[nSLUG] Wither workstations

George N. White III aa056 at chebucto.ns.ca
Mon Feb 14 08:49:14 AST 2005

On Sun, 13 Feb 2005, Dop Ganger wrote:

> On Sun, 13 Feb 2005, George N. White III wrote:
> Disk handling is definitely fun. It sounds like you'll need a central
> storage cluster (or SAN, or NAS, or whatever fits) then have plenty of
> scratch space on the nodes.

Yes.  The guiding principles should be:

1. you don't need to take a box apart to swap a disk

2.  replacement disks don't require any manual partioning or restores 
(e.g.,  RAID or automated configuration like Rocks for system disks).

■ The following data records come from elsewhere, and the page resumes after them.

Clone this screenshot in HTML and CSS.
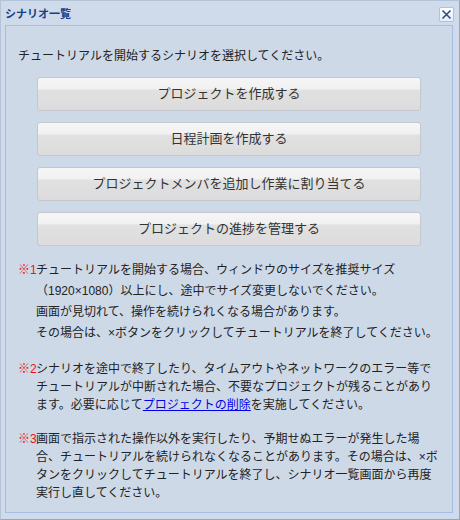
FILE: index.html
```html
<!DOCTYPE html>
<html lang="ja">
<head>
    <meta charset="UTF-8">
    <title>シナリオ一覧</title>
    <link rel="stylesheet" href="styles.css">
</head>
<body>
    <div class="win">
        <div class="win-head">
            <span class="win-title">シナリオ一覧</span>
            <span class="win-close">
                <svg width="11" height="11" viewBox="0 0 11 11">
                    <path d="M1.5 1.5 L9.5 9.5 M9.5 1.5 L1.5 9.5" stroke="#2a4a8a" stroke-width="1.6" fill="none"/>
                </svg>
            </span>
        </div>
        <div class="win-body">
            <p class="intro">チュートリアルを開始するシナリオを選択してください。</p>
            <div class="btns">
                <div class="btn">プロジェクトを作成する</div>
                <div class="btn">日程計画を作成する</div>
                <div class="btn">プロジェクトメンバを追加し作業に割り当てる</div>
                <div class="btn">プロジェクトの進捗を管理する</div>
            </div>
            <!-- 注意事項 -->
            <p class="note note1"><span class="mark">※1</span>チュートリアルを開始する場合、ウィンドウのサイズを推奨サイズ<br>（1920×1080）以上にし、途中でサイズ変更しないでください。<br>画面が見切れて、操作を続けられくなる場合があります。<br>その場合は、×ボタンをクリックしてチュートリアルを終了してください。</p>
            <p class="note"><span class="mark">※2</span>シナリオを途中で終了したり、タイムアウトやネットワークのエラー等でチュートリアルが中断された場合、不要なプロジェクトが残ることがあり<span>ます。必要に応じて</span><a href="#">プロジェクトの削除</a><span>を実施してください。</span></p>
            <p class="note"><span class="mark">※3</span>画面で指示された操作以外を実行したり、予期せぬエラーが発生した場合、チュートリアルを続けられなくなることがあります。その場合は、×ボタンをクリックしてチュートリアルを終了し、シナリオ一覧画面から再度実行し直してください。</p>
        </div>
    </div>
</body>
</html>
```

FILE: styles.css
```css
*{
    padding: 0;
    margin: 0;
    box-sizing: border-box;
}
body{
    font-family: "Liberation Sans", "Noto Sans CJK JP", sans-serif;
    font-size: 12px;
    color: #222;
    background: #fff;
}
/* ウィンドウ全体 */
.win{
    width: 460px;
    height: 520px;
    background-color: #cfdbea;
    border: 1px solid #b4c4d8;
    border-right-color: #9aa6b6;
    border-bottom-color: #9aa6b6;
    display: flex;
    flex-direction: column;
}
/* タイトルバー */
.win-head{
    height: 24px;
    padding: 0 5px 0 4px;
    display: flex;
    align-items: center;
    justify-content: space-between;
}
.win-title{
    color: #15428b;
    font-size: 11px;
    font-weight: bold;
}
.win-close{
    width: 15px;
    height: 15px;
    display: flex;
    align-items: center;
    justify-content: center;
    background: linear-gradient(#ffffff, #e6eef8);
    border: 1px solid #a9c2e6;
    border-radius: 2px;
    margin-top: 2px;
}
/* 本体 */
.win-body{
    margin: 0 6px 6px 4px;
    flex: 1;
    border: 1px solid #a3bde3;
    background-color: #ced9e8;
    padding: 21px 10px 0 12px;
}
.intro{
    line-height: 18px;
}
.btns{
    margin: 12px 0 0 19px;
    display: flex;
    flex-direction: column;
    gap: 11px;
}
.btn{
    width: 384px;
    height: 34px;
    border: 1px solid #c4c8ce;
    border-radius: 3px;
    background: linear-gradient(#f6f6f6 0, #f1f1f1 11px, #e1e1e1 12px, #dcdcdc 100%);
    color: #333;
    font-size: 13px;
    text-align: center;
    line-height: 32px;
    cursor: pointer;
}
/* ※の注意書き */
.note{
    line-height: 18px;
    padding-left: 18px;
    text-indent: -18px;
    margin-top: 16px;
}
.note1{
    line-height: 21px;
    margin-top: 14px;
}
.mark{
    display: inline-block;
    width: 18px;
    text-indent: 0;
    color: #ee1111;
}
.note a{
    color: #0000ee;
}
```
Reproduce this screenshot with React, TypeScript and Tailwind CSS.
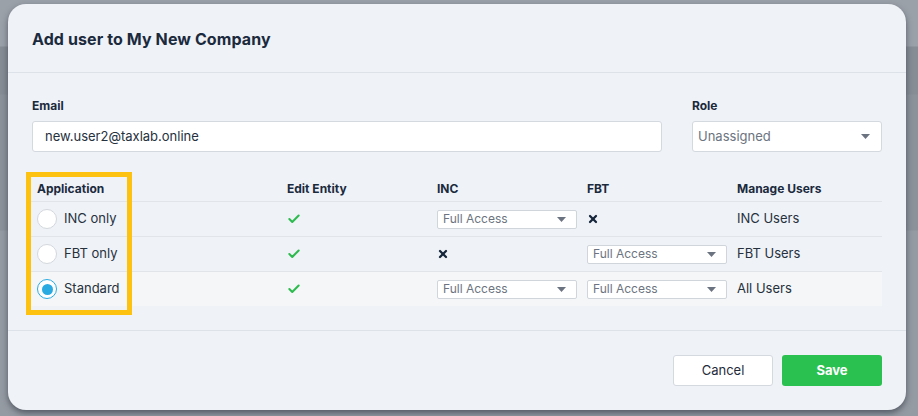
import { Check, X } from "lucide-react";

type Access = "select" | "none";

const rows: { app: string; selected: boolean; inc: Access; fbt: Access; manage: string }[] = [
  { app: "INC only", selected: false, inc: "select", fbt: "none", manage: "INC Users" },
  { app: "FBT only", selected: false, inc: "none", fbt: "select", manage: "FBT Users" },
  { app: "Standard", selected: true, inc: "select", fbt: "select", manage: "All Users" },
];

function Caret() {
  return (
    <svg width="9" height="5" viewBox="0 0 9 5" className="shrink-0">
      <path d="M0 0h9L4.5 5z" fill="#6b7280" />
    </svg>
  );
}

function SmallSelect() {
  return (
    <div className="flex h-[19px] w-[140px] items-center justify-between rounded-[2px] border border-[#cfd5db] bg-white pl-[5px] pr-[10px]">
      <span className="text-[12px] text-[#6b7480]">Full Access</span>
      <Caret />
    </div>
  );
}

function Radio({ checked }: { checked: boolean }) {
  return checked ? (
    <span className="flex h-[20px] w-[20px] items-center justify-center rounded-full border-[1.5px] border-[#29abe2] bg-white">
      <span className="h-[11px] w-[11px] rounded-full bg-[#29abe2]" />
    </span>
  ) : (
    <span className="h-[20px] w-[20px] rounded-full border border-[#d3d8de] bg-white" />
  );
}

export default function App() {
  return (
    <div
      className="h-[416px] w-[918px] overflow-hidden bg-[linear-gradient(180deg,#9ba1a9_0px,#9ba1a9_46px,#868d95_47px,#868d95_94px,#8b929a_95px,#8b929a_230px,#959ba3_231px,#959ba3_416px)] pl-[8px] pt-[4px]"
      style={{ fontFamily: "Inter, 'Liberation Sans', sans-serif" }}
    >
      <div className="flex h-[406px] w-[898px] flex-col rounded-[18px] bg-[#eff2f7] text-[#1f2b3a] shadow-[0_3px_6px_rgba(30,35,45,0.55)]">
        <div className="flex h-[69px] items-center border-b border-[#dde2e8] px-[24px] pt-[2px]">
          <h2 className="text-[16px] font-bold tracking-[0.1px] text-[#1b2a3d]">Add user to My New Company</h2>
        </div>

        <div className="px-[24px] pt-[25px]">
          <div className="flex gap-[30px]">
            <div className="w-[630px]">
              <div className="mb-[7px] text-[12px] font-bold leading-[16px] text-[#1b2a3d]">Email</div>
              <div className="flex h-[31px] items-center rounded-[3px] border border-[#d3d9df] bg-white px-[12px] text-[13px] text-[#26313d]">
                new.user2@taxlab.online
              </div>
            </div>
            <div className="w-[190px]">
              <div className="mb-[7px] text-[12px] font-bold leading-[16px] text-[#1b2a3d]">Role</div>
              <div className="flex h-[31px] items-center justify-between rounded-[3px] border border-[#d3d9df] bg-white pl-[5px] pr-[11px] text-[13px] text-[#6b7480]">
                <span>Unassigned</span>
                <Caret />
              </div>
            </div>
          </div>

          <div className="relative mt-[21px] w-[854px] -ml-[4px]">
            <div className="grid h-[28px] grid-cols-[250px_150px_150px_150px_154px] items-center pt-[3px] text-[12px] font-bold text-[#1b2a3d]">
              <div className="pl-[9px]">Application</div>
              <div className="pl-[9px]">Edit Entity</div>
              <div className="pl-[9px]">INC</div>
              <div className="pl-[9px]">FBT</div>
              <div className="pl-[9px]">Manage Users</div>
            </div>
            {rows.map((r, i) => (
              <div
                key={r.app}
                className={`grid h-[35px] grid-cols-[250px_150px_150px_150px_154px] items-center border-t border-[#e1e5ea] text-[13px] text-[#26313d] ${
                  i === 2 ? "bg-[#f4f6f7]" : ""
                }`}
              >
                <div className="flex items-center gap-[7px] pl-[9px]">
                  <Radio checked={r.selected} />
                  <span>{r.app}</span>
                </div>
                <div className="pl-[9px]">
                  <Check size={14} strokeWidth={3.5} className="text-[#2dba4e]" />
                </div>
                <div className="pl-[9px]">
                  {r.inc === "select" ? <SmallSelect /> : <X size={12} strokeWidth={4.5} className="text-[#15263a]" />}
                </div>
                <div className="pl-[9px]">
                  {r.fbt === "select" ? <SmallSelect /> : <X size={12} strokeWidth={4.5} className="text-[#15263a]" />}
                </div>
                <div className="pl-[9px]">{r.manage}</div>
              </div>
            ))}
            <div className="pointer-events-none absolute left-[-2px] top-[-1px] h-[143px] w-[106px] border-[5px] border-[#fdc20f]" />
          </div>
        </div>

        <div className="mt-[24px] flex justify-end gap-[9px] border-t border-[#dde2e8] px-[24px] pt-[24px]">
          <button className="h-[31px] w-[100px] rounded-[3px] border border-[#d3d9df] bg-white text-[13px] text-[#1f2b3a]">
            Cancel
          </button>
          <button className="h-[31px] w-[100px] rounded-[3px] bg-[#2bc150] text-[13px] font-bold text-white">Save</button>
        </div>
      </div>
    </div>
  );
}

3.  you don't need to install the disk in a PC and run a DOS utility to 
get the failure codes for the return authorization.  Someday we will have 
disks that sense when they are about to fail and submit the return 
authorization request for you.

> A few things that may help; with SGE you can create queues that have
> resource lists defined, so you can split up jobs between those that
> require (say) 50GB and those that require 100GB of disk storage, which
> help isolate jobs from each other. You can also use the quota system to
> stall or kill jobs that exceed their limitations. You can then wrap a
> script around the job that will clean up the scratch space after they're
> done.

We use quotas, but they are far from ideal for our workloads since
many jobs create huge temporary files (e.g., uncompressed images)
so either you give out quotas that total way more than the total
disk space and hope no two users run big jobs at the same time
or you adjust quotas early and often to track workloads.  A system
that adjusted quotas dynamically based on actual job characteristics
would be a big help.

I've been playing with condor (it supports SGI, so people can start using 
it immediately), but on FC2 ver. 6.6.8 couldn't determine the system 
memory or swap space and you don't get sources so you can't investigate.
Condor tries to be good about cleaning up after failed jobs.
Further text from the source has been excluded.